And the winner is...
perw@holtec.se (Per Westerlund)
who suggested that it might be an interrupted write or bad blocks and that
an interrupted write was easier to fix than bad blocks so try that first.
First: Thanks to all who responded. I believe I have replied to
everyone, but the responders deserve public recognition.
barnett@unclejack.crd.ge.com (Bruce Barnett)
kensmith@cs.Buffalo.EDU (Ken Smith)
benny@doug.med.utah.edu (Benny yih x3144 MIRL)
"Matt Crawford" <matt@oddjob.uchicago.edu>
ultra!marke@ames.arc.nasa.gov (Marke Clinger)
Steve Simmons <scs@lokkur.dexter.mi.us>
mmsac!nova!ts@sacto.West.Sun.COM (Troy Schumaker)
dupuy@hudson.cs.columbia.edu (Alexander Dupuy)
proton!muon!baumann@ucrmath.ucr.edu (Michael Baumann)
bparent%sdcc20@ucsd.edu (Brian Parent)
Charles <mcgrew@dartagnan.rutgers.edu>
John Posey <posey@utdallas.edu>
ecn!bernards@relay.EU.net (Marcel Bernards)
perw@holtec.se (Per Westerlund)
valideast!boo!fxf@uunet.UU.NET (Frank Farmar)
trinkle@cs.purdue.edu
brian@ucsd.edu (Brian Kantor)
don@doug.med.utah.edu (Don Baune x6088 MIRL)
andys@ulysses.att.com
dws@EBay.Sun.COM (Dennis Sexton)
The Solution:
1) unmounted the filesystem, /dev/xd0d
2) did "icheck -b 179291 179362 /dev/rxd0d" to get the inodes
assocciated with those blocks.
3) did "ncheck -i inum /dev/rxd0d" on each inum from #2 to get the
filenames so that I could know what was scrod and restore them later.

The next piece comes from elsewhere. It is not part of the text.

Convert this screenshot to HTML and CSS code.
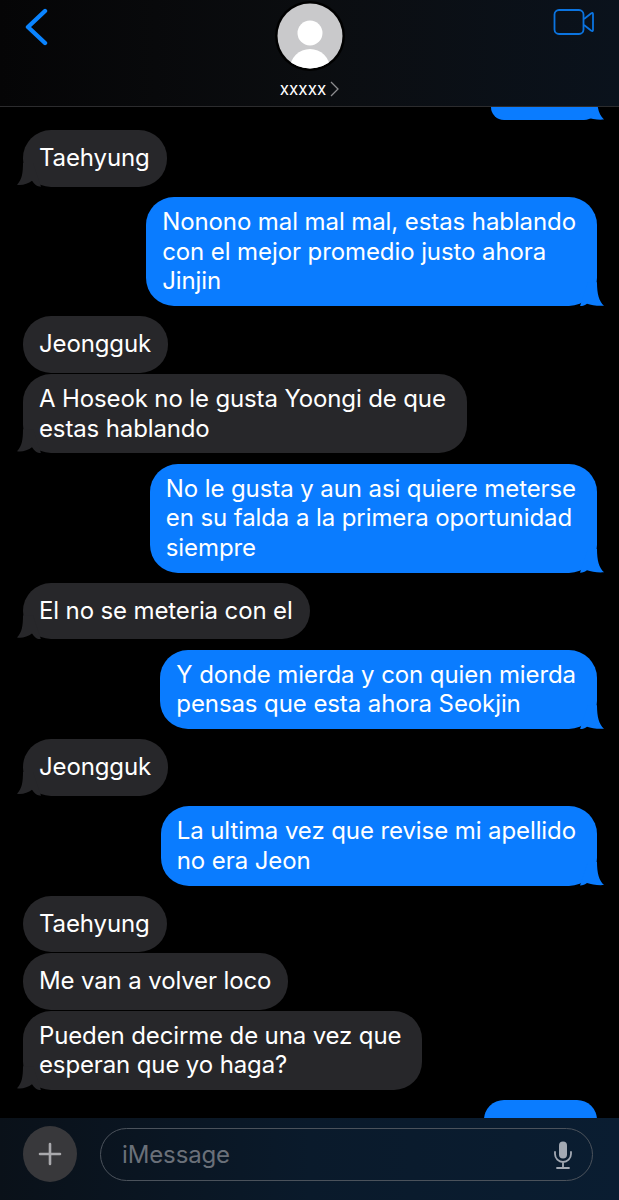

4) ran format, choose analyze and the setup operation of that
5) in setup specified an absolute block range with no automatic
repair to cover the bad abs blocks 412106 & 412177
6) did read and test checks and indeed saw the errors
7) went back into setup and specified only the first abs blk (i.e.
412106) and went back and did a write to it (still in analyze)
8) a retest of the range as per #5&6 showed no errors on either block
9) exited format. the first fsck found a truncated inode and incorrect
block count on the one I wrote to and fixed that
10) full stop reboot went perfectly.
SWIFT SUMMARY of responses:
Most responses indicated bad blocks and that I would have to
slip/remap them using format (diag for 3.x systems). Also
indicated was using the repair option in the 4.0 format. For
controllers that don't support repair, I would have to add to the
defect list and then reformat. Alot of folks reminded me to do a
backup of the filesystem first (which I <of course> did).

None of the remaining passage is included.